Athill is less well-known in America than in her native UK, where her career as a memoirist remarkably eclipsed her earlier career as a founding member of Andre Deutsch, the press where she was a legendary editor for nearly fifty years. Though she wrote prolifically—eleven books in all—she didn’t publish a word until well into middle age, and following a burst of energy in her forties, she put out the rest of her work over the age of sixty. Before that, she edited many of the most famous writers of the age, with a list of authors like Norman Mailer and V.S. Naipaul that put her, in the world of London publishing, on a similar plane with Nan Talese or Vicky Wilson in the United States. She came from the sort of well-bred, cash-poor English stock for whom education meant picking apart Pre-Raphaelite paintings with a governess, and for whom university meant Oxford. Even if she had never written a word of her own, she would always be considered literary royalty as the editor and confidante of the famously impossible Jean Rhys. Without Athill, Wide Sargasso Sea would never have seen the light of day.
Editing was an ideal career for a woman who, as she once put it, was more comfortable being interested than interesting. She had the ability to all but disappear in her descriptions of others. She wrote with compassionate frankness about the men in her life—most of whom were racial minorities—but never used them to push empty political points about gender or identity. As Lena Dunham, an Athill fanatic, said: “She wasn’t playacting as a political dissident then running home to daddy. She was simply living her life with the people who interested her, who inspired deep thought and that ineffable necessity—awe.” Her peculiarly confident brand of self-effacement, juxtaposed with a self-professed inability to write about anything besides her own life, made for a delightful, wise body of work. Few memoirists have left behind such a record, one of a glamorous yet quietly productive life, their writing purged both of self-pity or self-aggrandizement.
Practically everything ever written about Athill frames her work as a kind of Blue Guide to aging gracefully. Certainly this was the image duly reported in the obituaries following her death at 101, and not for no reason: she won the 2009 National Book Critics Circle award in autobiography for Somewhere Towards the End, a book about waiting for death (which was still over a decade down the road, and another book away). By the time she was ninety, she’d developed an impossible-not-to-like brand: narrating, with the breezy lexical acumen of the English gentry, her century of shirking convention and seeking pleasure, much of it sexual.

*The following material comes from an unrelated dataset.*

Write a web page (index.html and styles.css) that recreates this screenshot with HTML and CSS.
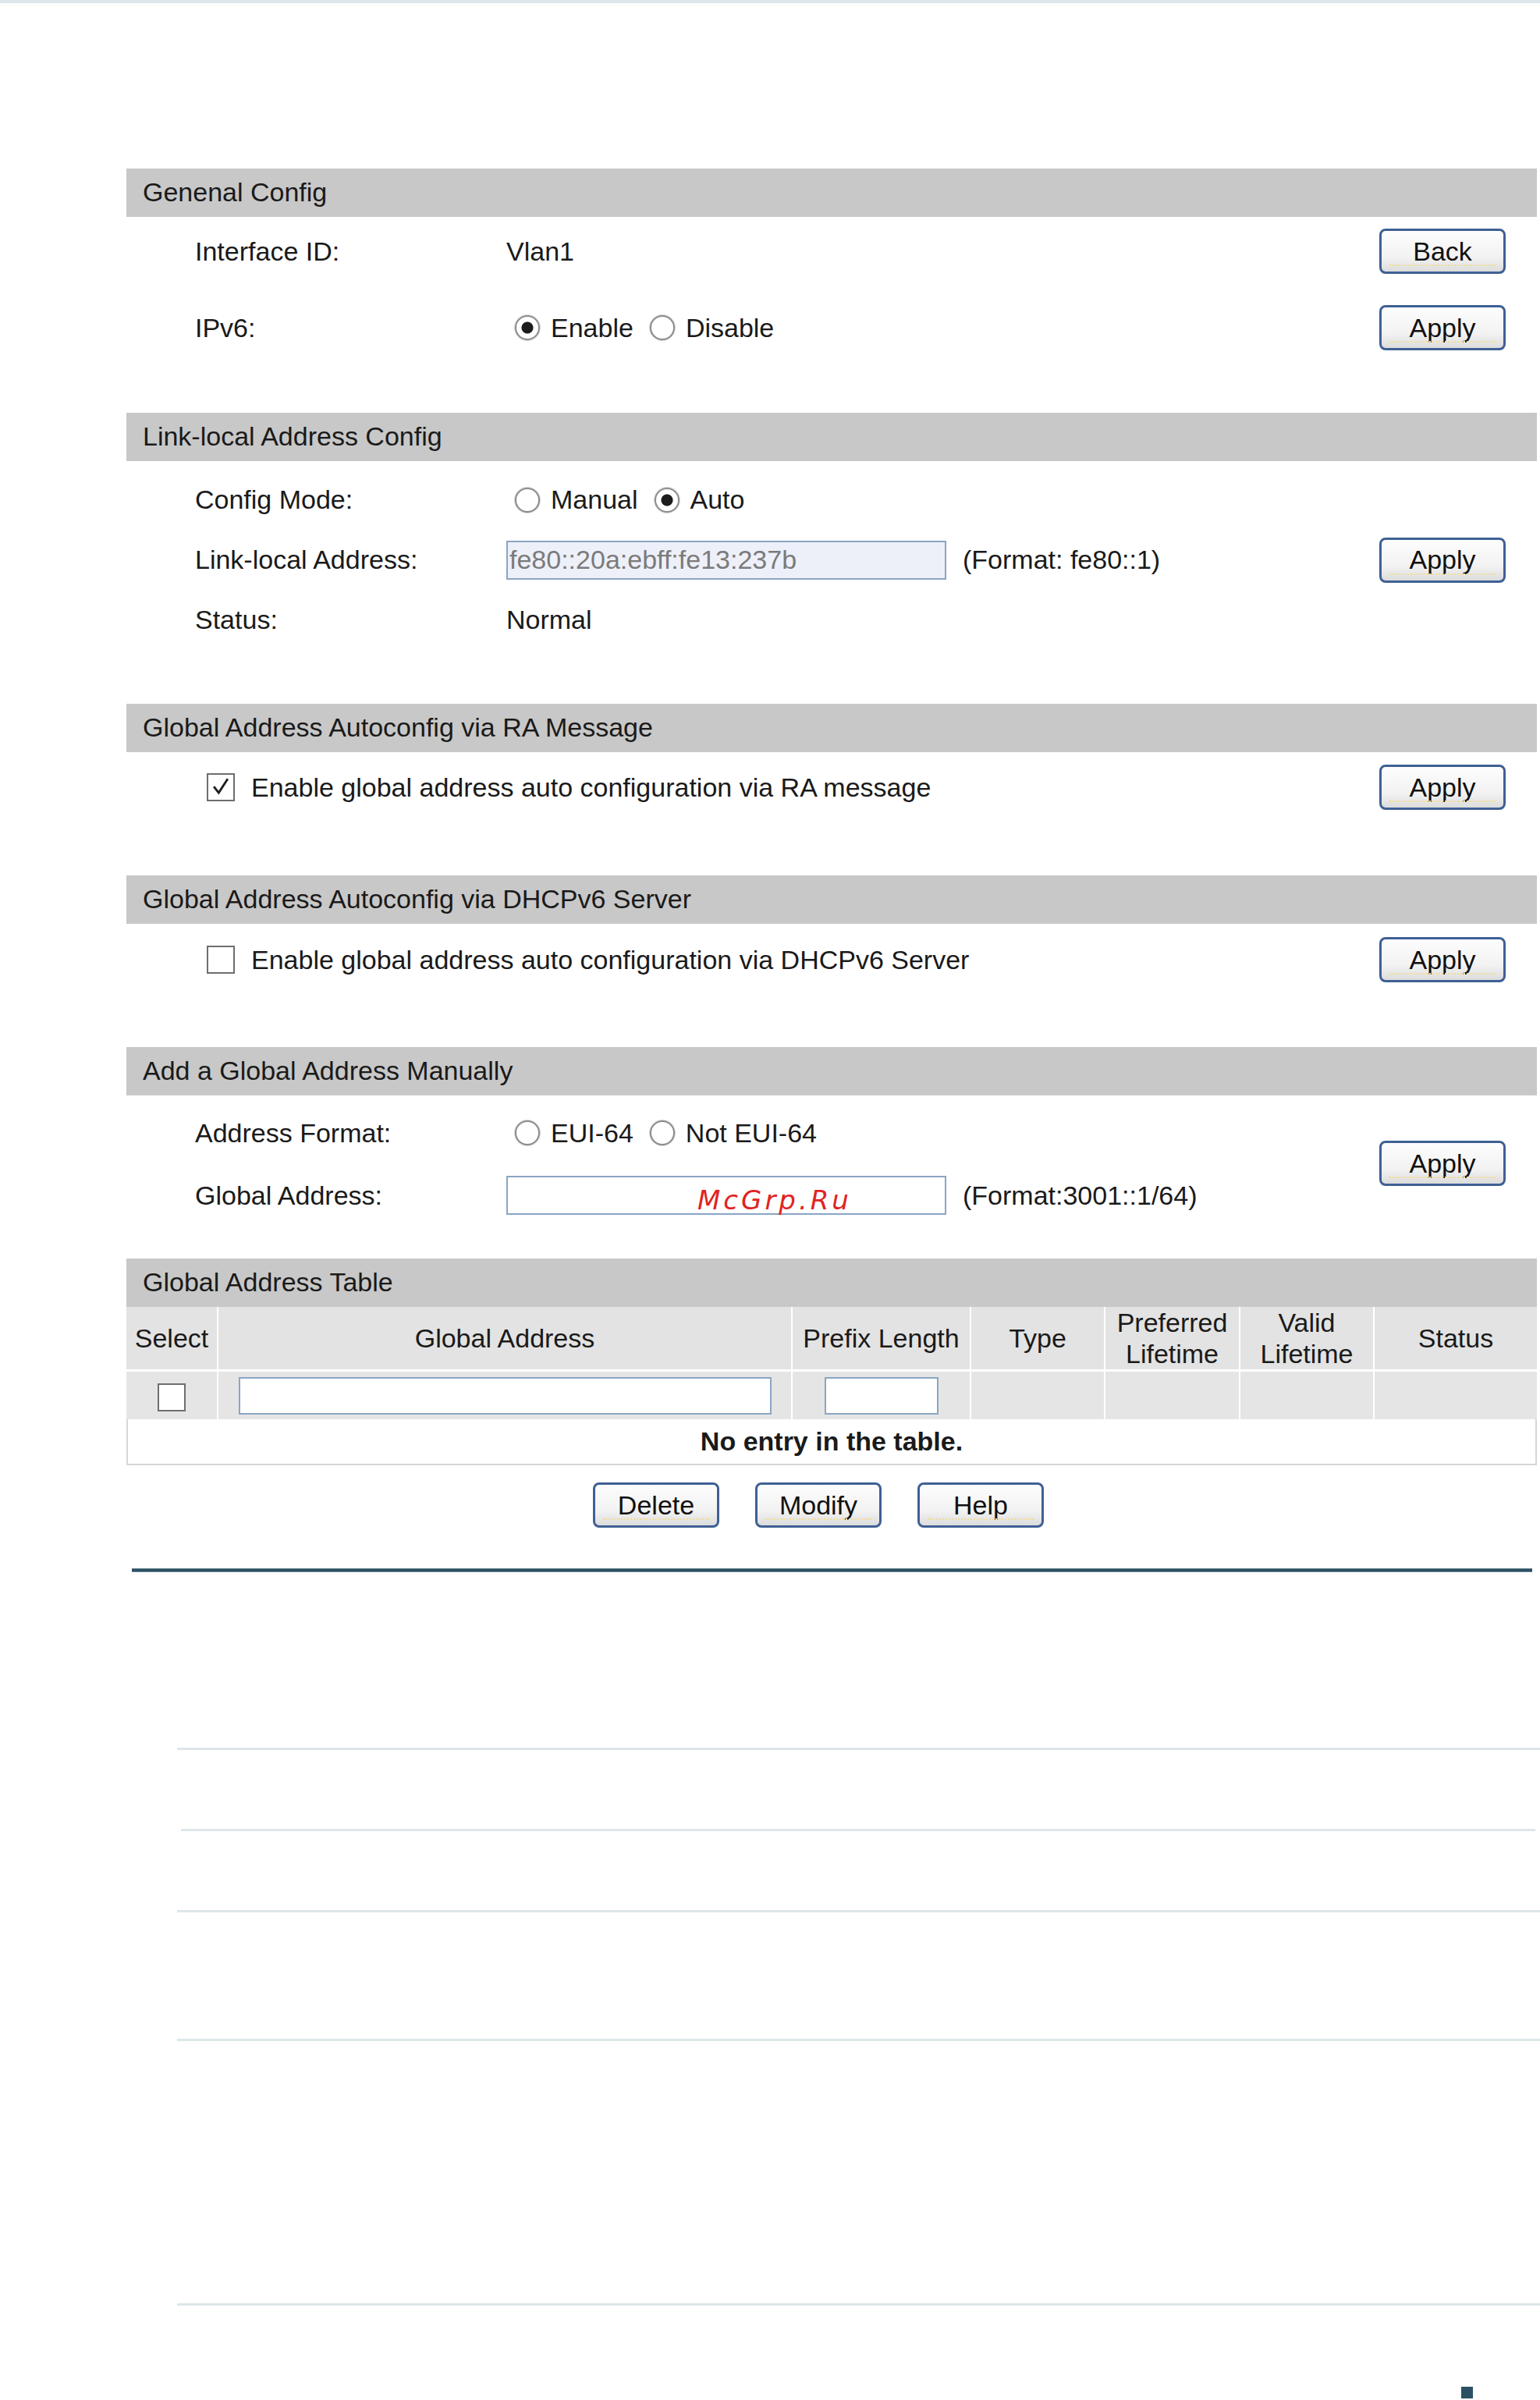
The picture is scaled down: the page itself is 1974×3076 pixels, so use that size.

But I prefer her early and mid-career writing, which risks unlikability in exchange for more surprising, less crowd-pleasing disclosures. Though The New York Review ignored After a Funeral, it gets credit for republishing her most underrated work, 1967’s Don’t Look at Me Like That. It’s a book about being the other woman, a role that Athill made no secret of enjoying throughout her life. The speaker baldly discovers the joy of sex through an act of repeated betrayal, of sin: “I have behaved as though it were freakish and I were ashamed of it. But the truth is I have never been so happy as I was in bed with him.”
Don’t Look at Me Like That stands apart from the rest of Athill’s oeuvre. For one thing, it’s fiction, a form she would never return to again. While all her books, as many have pointed out, are editor’s books, pruned to perfection, the novel brought Athill to her highest prose register, resulting in her most stylistically excellent work. It’s also her only book wholly devoted to young adulthood. In Athill’s actual life, these were years plagued with depression, but here they are full of all the glorious highs and lows of starting life on one’s own terms. You want to be twenty-three again when you read it. Even sadness sheens with the luminousness of the author’s prose: “I would wait to feel his hand going limp and to hear his breathing change as he fell asleep. When I remembered that in the morning he would have to go away I used to stop thinking, because it seemed, quite literally, impossible. One can’t be anything but silent about failure.”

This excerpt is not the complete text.